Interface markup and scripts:
::::::
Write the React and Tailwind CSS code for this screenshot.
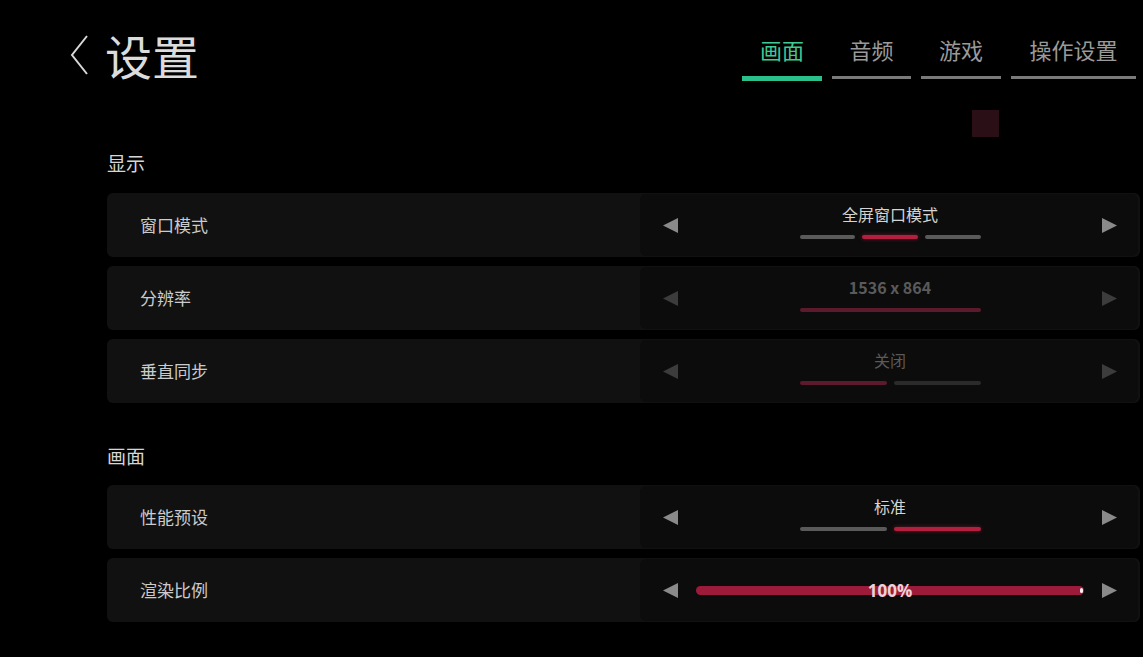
import React from 'react';

const font = { fontFamily: '"Noto Sans CJK SC", "Noto Sans", sans-serif' };

const tabs = [
  { name: '画面', w: 'w-[80px]', active: true },
  { name: '音频', w: 'w-[79px]' },
  { name: '游戏', w: 'w-[80px]' },
  { name: '操作设置', w: 'w-[125px]' },
];

const Arrow = ({ dir, dim }) => (
  <svg width="15" height="15" viewBox="0 0 15 15" className="shrink-0">
    <polygon
      points={dir === 'left' ? '15,0 15,15 0,7.5' : '0,0 0,15 15,7.5'}
      fill={dim ? '#3c3c3c' : '#8a8a8a'}
    />
  </svg>
);

const Segments = ({ count, active, dim }) => (
  <div className="flex gap-[7px] w-[181px]">
    {Array.from({ length: count }).map((_, i) => {
      const on = i === active;
      let cls = 'bg-[#5a5a5a]';
      if (on) cls = dim ? 'bg-[#5e1a2d]' : 'bg-[#b3203f] shadow-[0_0_4px_rgba(200,30,70,0.5)]';
      else if (dim) cls = 'bg-[#2b2b2b]';
      return <div key={i} className={`flex-1 h-[4px] rounded-full ${cls}`} />;
    })}
  </div>
);

const Row = ({ label, children, dim }) => (
  <div className="flex h-[64px] rounded-md bg-[#111111]">
    <div className="w-[533px] flex items-center pl-[33px] text-[17px] text-[#cbcbcb]" style={font}>
      {label}
    </div>
    <div className="flex-1 my-[1px] mr-[2px] rounded-md bg-[#0c0c0c] flex items-center pl-[23px] pr-[21px]">
      <Arrow dir="left" dim={dim} />
      <div className="flex-1 flex flex-col items-center">{children}</div>
      <Arrow dir="right" dim={dim} />
    </div>
  </div>
);

const Choice = ({ value, count, active, dim, bold }) => (
  <div className="flex flex-col items-center -mt-[8px]">
    <div
      className={`text-[16px] leading-[22px] ${dim ? 'text-[#5a5a5a]' : 'text-[#d4d4d4]'} ${bold ? 'font-bold' : ''}`}
      style={font}
    >
      {value}
    </div>
    <div className="mt-[10px]">
      <Segments count={count} active={active} dim={dim} />
    </div>
  </div>
);

export default function App() {
  return (
    <div className="w-[1143px] h-[657px] bg-black overflow-hidden" style={font}>
      {/* Header */}
      <div className="flex items-start justify-between pt-[26px] pl-[68px] pr-[7px]">
        <div className="flex items-center">
          <svg width="22" height="44" viewBox="0 0 22 44">
            <polyline points="19,3 4,22 19,41" fill="none" stroke="#d8d8d8" strokeWidth="2" />
          </svg>
          <div className="ml-[15px] text-[47px] leading-[58px] text-[#dcdcdc]">设置</div>
        </div>
        <div className="flex gap-[10px] pt-[7px]">
          {tabs.map((t) => (
            <div key={t.name} className={`${t.w} flex flex-col items-center`}>
              <div className={`text-[22px] leading-[32px] ${t.active ? 'text-[#3fc994]' : 'text-[#9a9a9a]'}`}>
                {t.name}
              </div>
              <div
                className={`w-full mt-[11px] ${t.active ? 'h-[5px] bg-[#2bbf8c]' : 'h-[3px] bg-[#7a7a7a]'}`}
              />
            </div>
          ))}
        </div>
      </div>

      <div className="flex justify-end pr-[144px] mt-[26px]">
        <div className="w-[27px] h-[27px] bg-[#2b0f17]" />
      </div>

      {/* Content */}
      <div className="pl-[107px] pr-[3px]">
        <div className="mt-[13px] text-[19px] leading-[26px] text-[#d6d6d6]">显示</div>
        <div className="mt-[17px] flex flex-col gap-[9px]">
          <Row label="窗口模式">
            <Choice value="全屏窗口模式" count={3} active={1} />
          </Row>
          <Row label="分辨率" dim>
            <Choice value="1536 x 864" count={1} active={0} dim bold />
          </Row>
          <Row label="垂直同步" dim>
            <Choice value="关闭" count={2} active={0} dim />
          </Row>
        </div>

        <div className="mt-[40px] text-[19px] leading-[26px] text-[#d6d6d6]">画面</div>
        <div className="mt-[16px] flex flex-col gap-[9px]">
          <Row label="性能预设">
            <Choice value="标准" count={2} active={1} />
          </Row>
          <Row label="渲染比例">
            <div className="relative w-[388px] h-[9px] rounded-full bg-[#9c1b3b] flex items-center justify-center">
              <span
                className="text-[17px] font-bold text-[#ead2d7] leading-none"
                style={{ fontFamily: '"Open Sans", "Noto Sans", sans-serif' }}
              >
                100%
              </span>
              <div className="absolute right-[1px] top-[2px] w-[3px] h-[5px] rounded-full bg-[#f0f0f0]" />
            </div>
          </Row>
        </div>
      </div>
    </div>
  );
}
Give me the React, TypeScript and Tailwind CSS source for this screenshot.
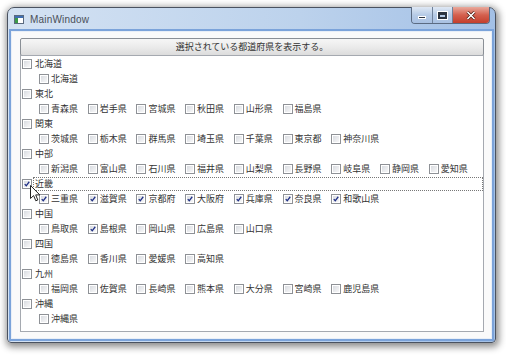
import React from "react";

type Pref = { name: string; checked?: boolean };
type Region = { name: string; checked?: boolean; prefs: Pref[] };

const p = (names: string, checked: string[] = []): Pref[] =>
  names.split(" ").map((n) => ({ name: n, checked: checked.includes(n) }));

const regions: Region[] = [
  { name: "北海道", prefs: p("北海道") },
  { name: "東北", prefs: p("青森県 岩手県 宮城県 秋田県 山形県 福島県") },
  { name: "関東", prefs: p("茨城県 栃木県 群馬県 埼玉県 千葉県 東京都 神奈川県") },
  { name: "中部", prefs: p("新潟県 富山県 石川県 福井県 山梨県 長野県 岐阜県 静岡県 愛知県") },
  {
    name: "近畿",
    checked: true,
    prefs: p("三重県 滋賀県 京都府 大阪府 兵庫県 奈良県 和歌山県", [
      "三重県",
      "滋賀県",
      "京都府",
      "大阪府",
      "兵庫県",
      "奈良県",
      "和歌山県",
    ]),
  },
  { name: "中国", prefs: p("鳥取県 島根県 岡山県 広島県 山口県", ["島根県"]) },
  { name: "四国", prefs: p("徳島県 香川県 愛媛県 高知県") },
  { name: "九州", prefs: p("福岡県 佐賀県 長崎県 熊本県 大分県 宮崎県 鹿児島県") },
  { name: "沖縄", prefs: p("沖縄県") },
];

function Box({ checked }: { checked?: boolean }) {
  return (
    <div className="w-[10px] h-[10px] shrink-0 border border-[#8e9196] bg-white p-px">
      <div className="w-full h-full bg-[linear-gradient(135deg,#d9dce1,#f7f7f8)] flex items-center justify-center">
        {checked && (
          <svg width="8" height="8" viewBox="0 0 8 8">
            <path d="M1 4.2 L3 6.4 L7 1" fill="none" stroke="#1f2f86" strokeWidth="1.7" />
          </svg>
        )}
      </div>
    </div>
  );
}

export default function App() {
  return (
    <div
      className="relative w-[506px] h-[359px] bg-white pl-[7px] pt-[7px] text-[#333]"
      style={{ fontFamily: '"Noto Sans CJK JP", "Noto Sans", sans-serif' }}
    >
      {/* window */}
      <div className="w-[489px] h-[336px] flex flex-col border border-[#4a5260] rounded-t-[7px] rounded-b-[4px] bg-[linear-gradient(to_right,#d4e2f3,#bcd2ec_60%,#a3c0e6)] px-[3px] pb-[3px] shadow-[1px_2px_7px_2px_rgba(0,0,0,0.45)]">
        {/* title bar */}
        <div className="h-[23px] flex items-start">
          <div className="flex items-center h-[20px] pl-[3px] pt-[3px]">
            <svg width="10" height="9" viewBox="0 0 10 9">
              <rect x="0.5" y="0.5" width="9" height="8" fill="#fff" stroke="#5a6a80" />
              <rect x="1" y="1" width="8" height="2" fill="#3f6fb3" />
              <rect x="1" y="3" width="3" height="5" fill="#3c9a4a" />
            </svg>
            <span
              className="ml-[6px] text-[10px] text-[#4a4f58] tracking-[0.2px]"
              style={{ fontFamily: '"Liberation Sans", Arial, sans-serif' }}
            >
              MainWindow
            </span>
          </div>
          <div className="ml-auto mr-[2px] -mt-px flex h-[17px] border border-t-0 border-[#5b6b82] rounded-b-[4px] overflow-hidden">
            <div className="w-[21px] flex items-center justify-center bg-[linear-gradient(#dfe8f4,#b6cbe6_50%,#a9c1e2)] border-r border-[#6f819a]">
              <div className="w-[8px] h-[3px] bg-[#2c3440] border border-white mt-[5px]" />
            </div>
            <div className="w-[20px] flex items-center justify-center bg-[linear-gradient(#dfe8f4,#b6cbe6_50%,#a9c1e2)] border-r border-[#6f819a]">
              <div className="w-[9px] h-[7px] border-2 border-t-[3px] border-[#2c3440] outline outline-1 outline-white" />
            </div>
            <div className="w-[36px] flex items-center justify-center bg-[linear-gradient(#e9a99c,#d4604e_50%,#c43e2c)]">
              <svg width="10" height="9" viewBox="0 0 10 9">
                <path d="M1.5 1 L8.5 8 M8.5 1 L1.5 8" stroke="#4a1a12" strokeWidth="3" />
                <path d="M1.5 1 L8.5 8 M8.5 1 L1.5 8" stroke="#fff" strokeWidth="1.6" />
              </svg>
            </div>
          </div>
        </div>

        {/* client */}
        <div className="flex-1 flex flex-col bg-[#fafafa] border border-[#e9eff7] shadow-[0_0_0_2px_#7ba3da] pl-[8px] pr-[7px] pt-[6px] pb-[6px]">
          <button className="h-[18px] shrink-0 border border-[#8a8f96] rounded-[2px] bg-[linear-gradient(#f6f6f6,#ebebeb_50%,#dcdcdc)] text-[9px] leading-[16px] text-[#333]">
            選択されている都道府県を表示する。
          </button>
          <div className="flex-1 -mt-px border border-[#a5a9b0] bg-white overflow-hidden text-[9px] leading-[15px]">
            {regions.map((r) => (
              <div key={r.name}>
                <div className="h-[15px] flex items-center pl-px">
                  <Box checked={r.checked} />
                  <div
                    className={
                      "ml-px flex-1 h-[14px] flex items-center pl-px border " +
                      (r.checked ? "border-dotted border-[#777]" : "border-transparent")
                    }
                  >
                    {r.name}
                  </div>
                </div>
                <div className="h-[15px] flex items-center pl-[18px]">
                  {r.prefs.map((pr) => (
                    <div key={pr.name} className="flex items-center mr-[9.7px]">
                      <Box checked={pr.checked} />
                      <span className="ml-[2px] whitespace-nowrap">{pr.name}</span>
                    </div>
                  ))}
                </div>
              </div>
            ))}
          </div>
        </div>
      </div>

      {/* mouse pointer */}
      <svg className="absolute left-[30px] top-[185px]" width="11" height="17" viewBox="0 0 11 17">
        <path
          d="M0.5 0.5 L0.5 13.5 L3.6 10.6 L5.8 15.8 L7.8 15 L5.7 9.9 L9.8 9.9 Z"
          fill="#fff"
          stroke="#222"
          strokeWidth="1"
          strokeLinejoin="round"
        />
      </svg>
    </div>
  );
}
::::::
**What needs to be done**
Using the listing above, show each line holding the string "this".

**Task result**
Write the React and Tailwind CSS code for this screenshot.
Give me the React, TypeScript and Tailwind CSS source for this screenshot.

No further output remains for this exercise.